Они пели хриплыми, надтреснутыми голосами, порой не в лад, но в пении их выражались боль и протест надломленных жизнью людей всех времен — вздохи пленника, плач прикованного к веслу раба на галере, стоны колесуемых рабов, вопли распятых, сжигаемых на кострах и хрип повешенных, мучения бесчисленного множества осужденных, с мольбой взывавших из далекого прошлого.
Эти каторжане были как бы преемниками мучеников, страдавших в течение многих веков. Их изгнали из общества, которое искалечило и раздавило их своей тяжелой рукой и кинуло во тьму, на самое дно этой ямы.
Теперь из этой ямы поднялись они с победным гимном обездоленных. Им долго не давали говорить. И вот они поют, но не с мольбой в голосе, а торжествующе. Они уже больше не отверженные, а равноправные граждане. Более того — они созидатели нового общества!
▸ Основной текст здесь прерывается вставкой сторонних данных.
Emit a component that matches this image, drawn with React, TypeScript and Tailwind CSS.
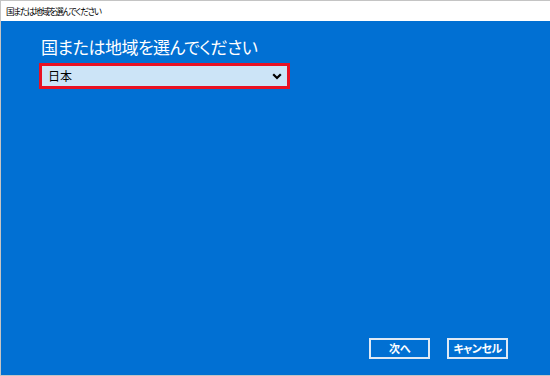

Холод сковал их члены, по в сердцах у них огонь. Суровые измученные лица освещены яркими лучами восходящего солнца. Их опечаленный взор искрится проблесками радости, мягче становится выражение лиц. Эти люди являли собой пример того, как преобразятся трудящиеся всех стран, объединенные в одном огромном братстве — Интернационале.
«Да здравствует Интернационал! Да здравствуют американские рабочие!» — восклицают они. Потом из расступившихся рядов вышел вперед один человек. Он гигантского роста, настоящий — и не только внешностью — Жан Вальжан из романа Виктора Гюго «Отверженные».
— От имени шахтеров Черемхова, — говорит он, — мы приветствуем товарищей, прибывших на этом поезде! Как переменились времена! День за днем здесь проходили поезда, но мы не осмеливались к ним и близко подходить. Кое-кто из нас действительно совершил преступление, это мы знаем. Но по отношению ко многим из нас совершены гораздо бо́льшие преступления. Если бы существовала справедливость, то некоторые из нас ехали бы на этом поезде, а кое-кто из тех, кто едет на нем, работали в шахтах.